Select, from the data, each line where "styles" occurs.

--- Source excerpt ---
-=-=-
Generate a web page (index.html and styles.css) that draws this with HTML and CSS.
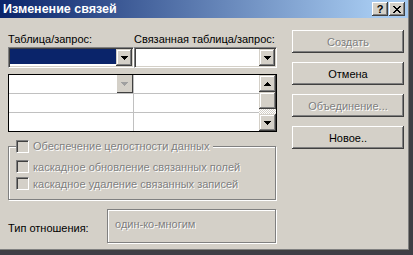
FILE: index.html
```html
<!DOCTYPE html>
<html lang="ru">
<head>
<meta charset="utf-8">
<link rel="stylesheet" href="styles.css">
</head>
<body>
<div class="window">
  <div class="titlebar">
    <span class="title">Изменение связей</span>
    <div class="tbtns">
      <span class="tbtn">?</span>
      <span class="tbtn"><svg width="8" height="7" viewBox="0 0 8 7" shape-rendering="crispEdges"><path d="M0 0h2v1h-2zM6 0h2v1h-2zM1 1h2v1h-2zM5 1h2v1h-2zM2 2h4v1h-4zM3 3h2v1h-2zM2 4h4v1h-4zM1 5h2v1h-2zM5 5h2v1h-2zM0 6h2v1h-2zM6 6h2v1h-2z" fill="#000"/></svg></span>
    </div>
  </div>
  <div class="content">
    <div class="left">
      <div class="labels"><span class="lab1">Таблица/запрос:</span><span>Связанная таблица/запрос:</span></div>
      <div class="combos">
        <div class="combo c1"><div class="field sel"></div><span class="ddbtn"><svg class="arr" width="7" height="4" viewBox="0 0 7 4" shape-rendering="crispEdges"><path d="M0 0h7v1h-7zM1 1h5v1h-5zM2 2h3v1h-3zM3 3h1v1h-1z" fill="#000"/></svg></span></div>
        <div class="combo c2"><div class="field"></div><span class="ddbtn"><svg class="arr" width="7" height="4" viewBox="0 0 7 4" shape-rendering="crispEdges"><path d="M0 0h7v1h-7zM1 1h5v1h-5zM2 2h3v1h-3zM3 3h1v1h-1z" fill="#000"/></svg></span></div>
      </div>
      <div class="grid">
        <div class="rows">
          <div class="row">
            <div class="cell ca"><span class="cellbtn"><svg width="7" height="4" viewBox="0 0 7 4" shape-rendering="crispEdges"><path d="M0 0h7v1h-7zM1 1h5v1h-5zM2 2h3v1h-3zM3 3h1v1h-1z" fill="#a0a0a0"/></svg></span></div>
            <div class="cell cb"></div>
          </div>
          <div class="row"><div class="cell ca"></div><div class="cell cb"></div></div>
          <div class="row last"><div class="cell ca"></div><div class="cell cb"></div></div>
        </div>
        <div class="vscroll">
          <span class="sbtn"><svg width="7" height="4" viewBox="0 0 7 4" shape-rendering="crispEdges"><path d="M3 0h1v1h-1zM2 1h3v1h-3zM1 2h5v1h-5zM0 3h7v1h-7z" fill="#000"/></svg></span>
          <span class="sbtn thumb"></span>
          <span class="track"></span>
          <span class="sbtn"><svg width="7" height="4" viewBox="0 0 7 4" shape-rendering="crispEdges"><path d="M0 0h7v1h-7zM1 1h5v1h-5zM2 2h3v1h-3zM3 3h1v1h-1z" fill="#000"/></svg></span>
        </div>
      </div>
      <fieldset class="group">
        <legend class="legend"><span class="chk"></span><span class="dis">Обеспечение целостности данных</span></legend>
        <div class="opt"><span class="chk"></span><span class="dis">каскадное обновление связанных полей</span></div>
        <div class="opt"><span class="chk"></span><span class="dis">каскадное удаление связанных записей</span></div>
      </fieldset>
      <div class="typerow">
        <span class="typelabel">Тип отношения:</span>
        <div class="typebox"><span class="dis">один-ко-многим</span></div>
      </div>
    </div>
    <div class="right">
      <div class="btn"><span class="dis">Создать</span></div>
      <div class="btn">Отмена</div>
      <div class="btn"><span class="dis">Объединение...</span></div>
      <div class="btn">Новое..</div>
    </div>
  </div>
</div>
</body>
</html>
```
FILE: styles.css
```css
html, body {
  margin: 0;
  padding: 0;
}
body {
  width: 413px;
  height: 255px;
  overflow: hidden;
  background: #3f3f46;
  font-family: "Liberation Sans", Arial, sans-serif;
  font-size: 11px;
  color: #000;
}
.window {
  width: 408px;
  height: 249px;
  background: #D4D0C8;
  border-right: 1px solid #808080;
  border-bottom: 1px solid #808080;
  box-shadow: 1px 1px 0 #404040;
}
.titlebar {
  height: 18px;
  background: linear-gradient(to right, #0A246A, #A6CAF0 92%);
  display: flex;
  align-items: center;
  justify-content: space-between;
  padding: 0 3px 0 3px;
}
.title {
  color: #fff;
  font-weight: bold;
  font-size: 12.5px;
}
.tbtns {
  display: flex;
  gap: 1px;
}
.tbtn {
  width: 16px;
  height: 14px;
  background: #D4D0C8;
  box-shadow: inset -1px -1px #404040, inset 1px 1px #fff, inset -2px -2px #808080, inset 2px 2px #D4D0C8;
  display: flex;
  align-items: center;
  justify-content: center;
  font-weight: bold;
  font-size: 11px;
  line-height: 1;
}
.content {
  display: flex;
  padding: 12px 0 0 8px;
}
.left {
  width: 269px;
  padding-top: 3px;
}
.labels {
  display: flex;
  height: 13px;
  line-height: 13px;
}
.lab1 {
  width: 126px;
}
.combos {
  display: flex;
  margin-top: 1px;
}
.combo {
  height: 21px;
  box-sizing: border-box;
  background: #fff;
  border: 1px solid;
  border-color: #808080 #fff #fff #808080;
  box-shadow: inset 1px 1px #404040, inset -1px -1px #D4D0C8;
  padding: 1px 1px 1px 1px;
  display: flex;
}
.c1 { width: 126px; }
.c2 { width: 143px; margin-left: 0; }
.field {
  flex: 1;
  margin-bottom: 2px;
}
.field.sel {
  background: #0A246A;
}
.ddbtn, .sbtn {
  width: 16px;
  height: 17px;
  background: #D4D0C8;
  box-shadow: inset -1px -1px #404040, inset 1px 1px #D4D0C8, inset -2px -2px #808080, inset 2px 2px #fff;
  display: flex;
  align-items: center;
  justify-content: center;
  flex: none;
}
.grid {
  margin-top: 6px;
  height: 58px;
  box-sizing: border-box;
  border: 1px solid #000;
  background: #fff;
  display: flex;
}
.rows {
  flex: 1;
  display: flex;
  flex-direction: column;
}
.row {
  height: 19px;
  box-sizing: border-box;
  border-bottom: 1px solid #C0C0C0;
  display: flex;
}
.row.last {
  border-bottom: 0;
  height: 18px;
}
.cell.ca {
  width: 125px;
  box-sizing: border-box;
  border-right: 1px solid #C0C0C0;
  display: flex;
  justify-content: flex-end;
}
.cell.cb {
  flex: 1;
}
.cellbtn {
  width: 16px;
  height: 18px;
  box-sizing: border-box;
  background: #D4D0C8;
  border-right: 1px solid #404040;
  border-bottom: 1px solid #404040;
  display: flex;
  align-items: center;
  justify-content: center;
}
.vscroll {
  width: 17px;
  display: flex;
  flex-direction: column;
}
.sbtn {
  width: 17px;
  height: 17px;
}
.track {
  flex: 1;
  background-color: #D4D0C8;
  background-image: repeating-conic-gradient(#fff 0 25%, #D4D0C8 0 50%);
  background-size: 2px 2px;
}
.group {
  margin: 7px 0 0 0;
  width: 268px;
  box-sizing: border-box;
  padding: 5px 7px 7px 7px;
  border: 1px solid #808080;
  box-shadow: inset 1px 1px #fff, 1px 1px #fff;
  min-width: 0;
}
.legend {
  padding: 0 4px 0 0;
  display: flex;
  align-items: center;
  gap: 4px;
  height: 14px;
  background: #D4D0C8;
}
.opt {
  height: 17px;
  display: flex;
  align-items: center;
  gap: 4px;
}
.chk {
  width: 13px;
  height: 13px;
  box-sizing: border-box;
  border: 1px solid;
  border-color: #808080 #fff #fff #808080;
  box-shadow: inset 1px 1px #404040, inset -1px -1px #D4D0C8;
  background: #D4D0C8;
  flex: none;
}
.dis {
  color: #808080;
  text-shadow: 1px 1px 0 #fff;
}
.typerow {
  margin-top: 9px;
  display: flex;
  align-items: center;
}
.typelabel {
  width: 99px;
  padding-top: 4px;
}
.typebox {
  width: 169px;
  height: 34px;
  box-sizing: border-box;
  border: 1px solid #808080;
  box-shadow: inset 1px 1px #fff, 1px 1px #fff;
  padding: 8px 0 0 7px;
  line-height: 13px;
}
.right {
  margin-left: 15px;
  display: flex;
  flex-direction: column;
  gap: 9px;
}
.btn {
  width: 112px;
  height: 23px;
  box-sizing: border-box;
  background: #D4D0C8;
  box-shadow: inset -1px -1px #404040, inset 1px 1px #fff, inset -2px -2px #808080, inset 2px 2px #D4D0C8;
  display: flex;
  align-items: center;
  justify-content: center;
}
```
-=-=-
--- Result for this task ---
Generate a web page (index.html and styles.css) that draws this with HTML and CSS.
<link rel="stylesheet" href="styles.css">
FILE: styles.css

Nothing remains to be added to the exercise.